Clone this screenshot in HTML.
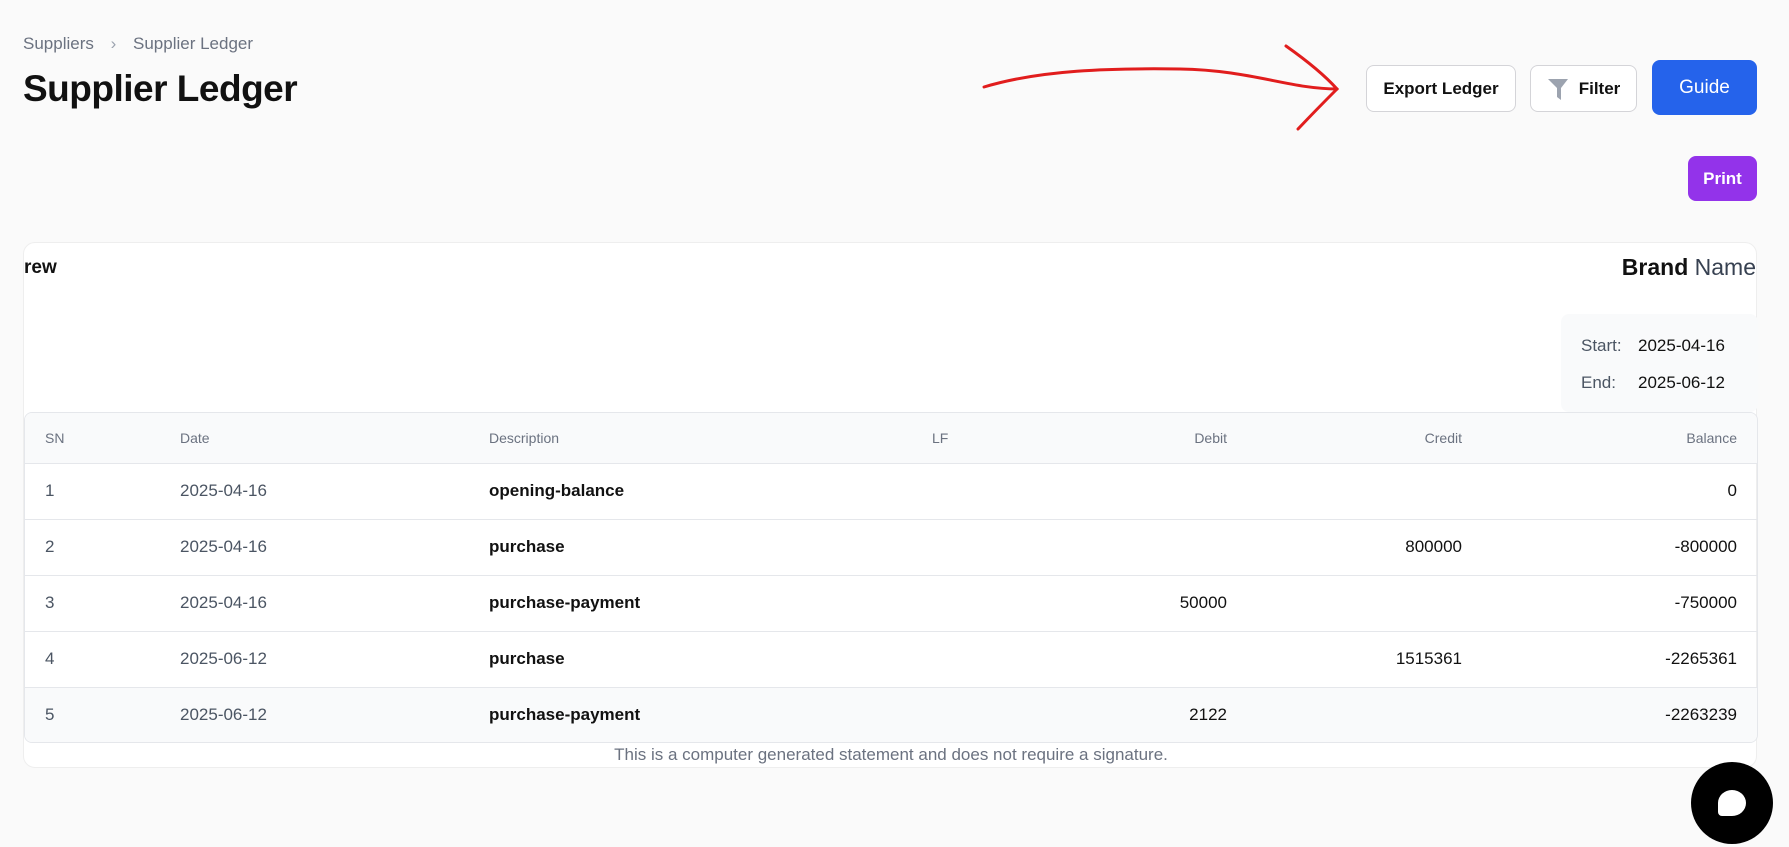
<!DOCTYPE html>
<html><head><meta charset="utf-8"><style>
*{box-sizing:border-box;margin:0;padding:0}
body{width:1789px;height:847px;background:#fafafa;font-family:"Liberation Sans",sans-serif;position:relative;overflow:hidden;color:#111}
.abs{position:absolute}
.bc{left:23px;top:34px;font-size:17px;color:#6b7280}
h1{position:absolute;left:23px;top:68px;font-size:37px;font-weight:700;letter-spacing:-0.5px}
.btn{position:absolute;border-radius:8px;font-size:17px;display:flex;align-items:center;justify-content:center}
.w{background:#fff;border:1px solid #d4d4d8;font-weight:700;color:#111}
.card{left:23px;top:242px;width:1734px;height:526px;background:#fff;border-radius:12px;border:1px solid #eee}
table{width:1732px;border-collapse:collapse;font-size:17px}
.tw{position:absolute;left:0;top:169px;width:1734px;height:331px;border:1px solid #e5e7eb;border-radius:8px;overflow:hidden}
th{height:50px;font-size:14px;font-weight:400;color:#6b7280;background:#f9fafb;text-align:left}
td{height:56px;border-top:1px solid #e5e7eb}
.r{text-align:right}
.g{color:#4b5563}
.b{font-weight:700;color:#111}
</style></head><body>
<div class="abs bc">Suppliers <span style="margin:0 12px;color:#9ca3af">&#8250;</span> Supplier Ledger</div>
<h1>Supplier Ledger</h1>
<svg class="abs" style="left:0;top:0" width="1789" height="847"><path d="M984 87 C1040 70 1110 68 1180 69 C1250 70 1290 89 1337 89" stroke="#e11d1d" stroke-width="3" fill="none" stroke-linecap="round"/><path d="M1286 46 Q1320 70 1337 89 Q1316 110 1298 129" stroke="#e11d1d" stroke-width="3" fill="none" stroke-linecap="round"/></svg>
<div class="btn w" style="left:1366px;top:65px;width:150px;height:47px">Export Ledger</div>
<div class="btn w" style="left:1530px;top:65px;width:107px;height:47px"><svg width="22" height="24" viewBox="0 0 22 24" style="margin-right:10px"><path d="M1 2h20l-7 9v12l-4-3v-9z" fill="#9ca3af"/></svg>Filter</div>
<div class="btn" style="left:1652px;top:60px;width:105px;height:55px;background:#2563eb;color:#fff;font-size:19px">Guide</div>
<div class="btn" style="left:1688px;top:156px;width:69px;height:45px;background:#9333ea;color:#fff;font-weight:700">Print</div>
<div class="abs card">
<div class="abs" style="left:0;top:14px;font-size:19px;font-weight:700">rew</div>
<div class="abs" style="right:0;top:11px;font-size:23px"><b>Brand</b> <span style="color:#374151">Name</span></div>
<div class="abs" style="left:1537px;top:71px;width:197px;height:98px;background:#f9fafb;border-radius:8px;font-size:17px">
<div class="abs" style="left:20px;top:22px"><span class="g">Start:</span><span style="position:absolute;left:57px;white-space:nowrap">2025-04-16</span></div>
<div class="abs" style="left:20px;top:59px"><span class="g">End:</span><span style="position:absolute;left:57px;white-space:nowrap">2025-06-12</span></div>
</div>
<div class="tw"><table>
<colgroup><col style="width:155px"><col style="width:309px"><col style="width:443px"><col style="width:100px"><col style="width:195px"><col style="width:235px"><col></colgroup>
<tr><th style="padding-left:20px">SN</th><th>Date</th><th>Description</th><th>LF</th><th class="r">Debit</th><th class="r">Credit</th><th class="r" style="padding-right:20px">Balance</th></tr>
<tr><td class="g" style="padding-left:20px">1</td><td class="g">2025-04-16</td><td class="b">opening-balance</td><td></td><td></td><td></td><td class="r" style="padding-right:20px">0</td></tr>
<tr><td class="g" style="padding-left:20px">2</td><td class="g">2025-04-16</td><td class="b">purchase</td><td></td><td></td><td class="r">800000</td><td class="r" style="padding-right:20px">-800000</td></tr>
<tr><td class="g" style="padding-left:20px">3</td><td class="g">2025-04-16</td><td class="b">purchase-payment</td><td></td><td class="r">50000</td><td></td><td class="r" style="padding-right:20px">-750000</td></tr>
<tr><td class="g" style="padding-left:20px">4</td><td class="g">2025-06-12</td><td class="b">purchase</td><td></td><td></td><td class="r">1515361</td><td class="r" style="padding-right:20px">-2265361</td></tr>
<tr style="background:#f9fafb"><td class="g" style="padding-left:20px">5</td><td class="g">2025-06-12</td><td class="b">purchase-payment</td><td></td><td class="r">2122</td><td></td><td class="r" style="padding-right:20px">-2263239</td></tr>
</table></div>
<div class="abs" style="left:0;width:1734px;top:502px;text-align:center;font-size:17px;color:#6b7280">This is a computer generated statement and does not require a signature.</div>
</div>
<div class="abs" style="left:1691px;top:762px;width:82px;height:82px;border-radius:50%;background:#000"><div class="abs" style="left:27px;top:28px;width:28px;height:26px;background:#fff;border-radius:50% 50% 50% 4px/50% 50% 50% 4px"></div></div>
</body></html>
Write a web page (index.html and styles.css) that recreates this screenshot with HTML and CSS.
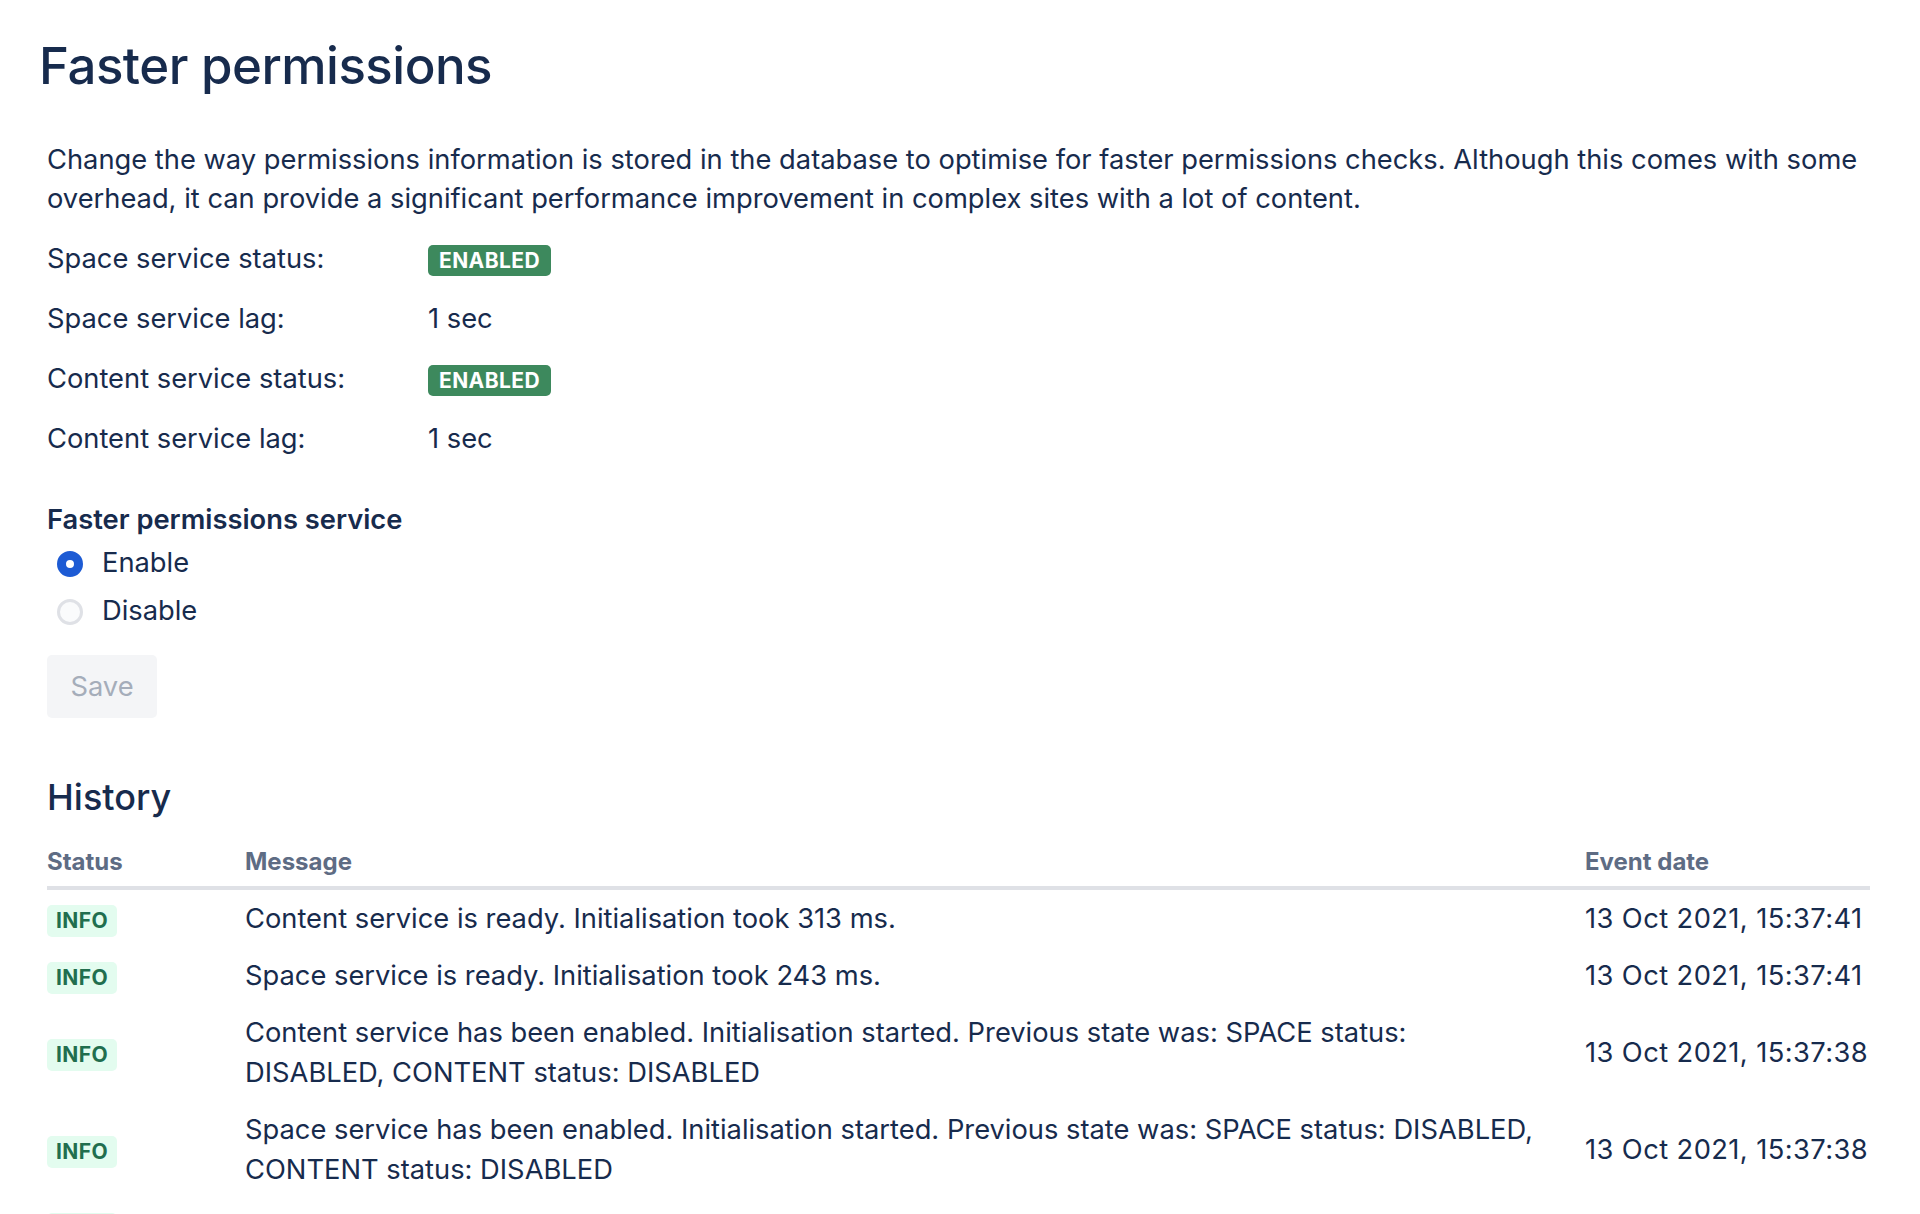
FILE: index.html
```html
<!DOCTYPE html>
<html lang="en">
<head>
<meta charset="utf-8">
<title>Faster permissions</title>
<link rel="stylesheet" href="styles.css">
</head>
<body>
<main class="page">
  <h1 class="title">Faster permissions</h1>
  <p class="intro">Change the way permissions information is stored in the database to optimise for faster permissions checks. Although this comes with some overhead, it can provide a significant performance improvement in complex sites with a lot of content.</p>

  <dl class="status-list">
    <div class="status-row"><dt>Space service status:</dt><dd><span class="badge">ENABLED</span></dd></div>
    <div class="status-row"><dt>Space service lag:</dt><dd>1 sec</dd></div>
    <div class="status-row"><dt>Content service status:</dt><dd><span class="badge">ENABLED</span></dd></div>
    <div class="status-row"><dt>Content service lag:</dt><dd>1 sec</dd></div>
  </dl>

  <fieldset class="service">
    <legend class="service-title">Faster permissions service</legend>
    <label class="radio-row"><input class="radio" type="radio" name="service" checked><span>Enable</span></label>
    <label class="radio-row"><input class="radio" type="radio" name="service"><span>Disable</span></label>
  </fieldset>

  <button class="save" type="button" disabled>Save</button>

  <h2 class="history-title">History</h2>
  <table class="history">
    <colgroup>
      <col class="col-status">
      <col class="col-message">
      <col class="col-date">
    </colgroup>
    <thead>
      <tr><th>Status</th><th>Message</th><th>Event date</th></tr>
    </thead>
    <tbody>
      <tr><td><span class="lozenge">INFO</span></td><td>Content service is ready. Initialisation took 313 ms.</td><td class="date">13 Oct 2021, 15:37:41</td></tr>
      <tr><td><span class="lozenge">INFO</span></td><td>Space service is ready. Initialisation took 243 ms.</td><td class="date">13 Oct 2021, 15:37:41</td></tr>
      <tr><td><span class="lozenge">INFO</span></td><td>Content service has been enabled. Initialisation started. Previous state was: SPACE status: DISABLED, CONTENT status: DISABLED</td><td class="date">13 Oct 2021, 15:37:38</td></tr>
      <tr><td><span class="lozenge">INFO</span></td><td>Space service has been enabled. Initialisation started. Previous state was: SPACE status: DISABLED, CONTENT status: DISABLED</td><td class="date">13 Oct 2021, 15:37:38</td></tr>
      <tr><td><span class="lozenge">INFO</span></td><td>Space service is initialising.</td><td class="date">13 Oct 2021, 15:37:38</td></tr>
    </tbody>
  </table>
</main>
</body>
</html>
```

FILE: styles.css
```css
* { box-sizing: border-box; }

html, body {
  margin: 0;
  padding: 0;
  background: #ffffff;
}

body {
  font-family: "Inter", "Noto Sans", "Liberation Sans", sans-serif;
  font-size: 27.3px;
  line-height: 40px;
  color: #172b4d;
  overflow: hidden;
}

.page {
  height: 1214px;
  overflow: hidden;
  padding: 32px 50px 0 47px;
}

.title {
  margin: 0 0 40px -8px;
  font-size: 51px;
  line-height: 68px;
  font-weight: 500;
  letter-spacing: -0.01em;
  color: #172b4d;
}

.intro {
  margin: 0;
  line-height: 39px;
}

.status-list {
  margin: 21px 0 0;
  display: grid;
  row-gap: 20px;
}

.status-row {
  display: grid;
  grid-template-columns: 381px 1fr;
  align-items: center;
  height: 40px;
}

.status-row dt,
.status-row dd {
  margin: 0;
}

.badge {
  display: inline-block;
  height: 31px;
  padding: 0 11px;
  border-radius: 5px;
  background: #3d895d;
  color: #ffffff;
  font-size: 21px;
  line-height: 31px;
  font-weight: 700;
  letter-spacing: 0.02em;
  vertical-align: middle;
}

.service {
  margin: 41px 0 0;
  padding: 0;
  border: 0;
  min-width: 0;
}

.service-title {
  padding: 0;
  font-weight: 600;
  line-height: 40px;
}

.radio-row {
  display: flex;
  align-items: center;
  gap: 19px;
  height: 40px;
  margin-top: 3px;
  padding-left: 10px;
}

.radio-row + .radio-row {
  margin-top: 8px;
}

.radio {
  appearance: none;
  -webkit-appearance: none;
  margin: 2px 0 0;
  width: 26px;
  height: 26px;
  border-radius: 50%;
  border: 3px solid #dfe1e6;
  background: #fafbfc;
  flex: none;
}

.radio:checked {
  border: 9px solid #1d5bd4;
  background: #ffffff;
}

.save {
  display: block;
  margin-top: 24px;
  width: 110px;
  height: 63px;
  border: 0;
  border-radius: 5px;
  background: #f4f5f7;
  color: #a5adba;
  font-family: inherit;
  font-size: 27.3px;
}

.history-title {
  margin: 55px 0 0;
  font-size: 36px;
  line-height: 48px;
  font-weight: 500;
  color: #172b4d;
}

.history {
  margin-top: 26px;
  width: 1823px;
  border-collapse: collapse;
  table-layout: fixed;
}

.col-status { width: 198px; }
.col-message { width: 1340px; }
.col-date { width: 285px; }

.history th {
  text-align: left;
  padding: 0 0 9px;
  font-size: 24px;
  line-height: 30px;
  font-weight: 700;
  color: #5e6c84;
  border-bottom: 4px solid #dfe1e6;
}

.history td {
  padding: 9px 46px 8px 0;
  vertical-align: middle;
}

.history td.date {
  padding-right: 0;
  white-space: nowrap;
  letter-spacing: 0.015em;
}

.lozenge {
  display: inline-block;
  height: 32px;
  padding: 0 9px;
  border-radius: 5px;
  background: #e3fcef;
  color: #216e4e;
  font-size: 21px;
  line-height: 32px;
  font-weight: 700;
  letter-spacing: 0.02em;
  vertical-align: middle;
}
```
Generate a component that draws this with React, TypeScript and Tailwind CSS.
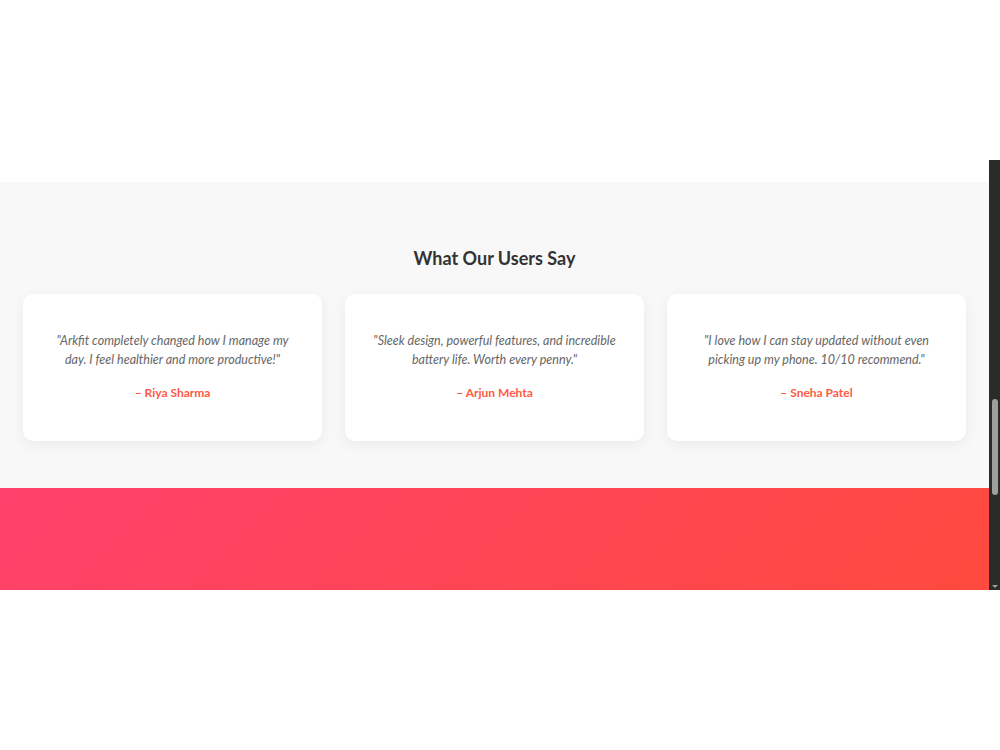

====================

» **Written instruction**:
Gather all lines with the string "page" from the data.

» **Result**:
Write a web page (index.html and styles.css) that recreates this screenshot with HTML and CSS.
<main class="page">
.page {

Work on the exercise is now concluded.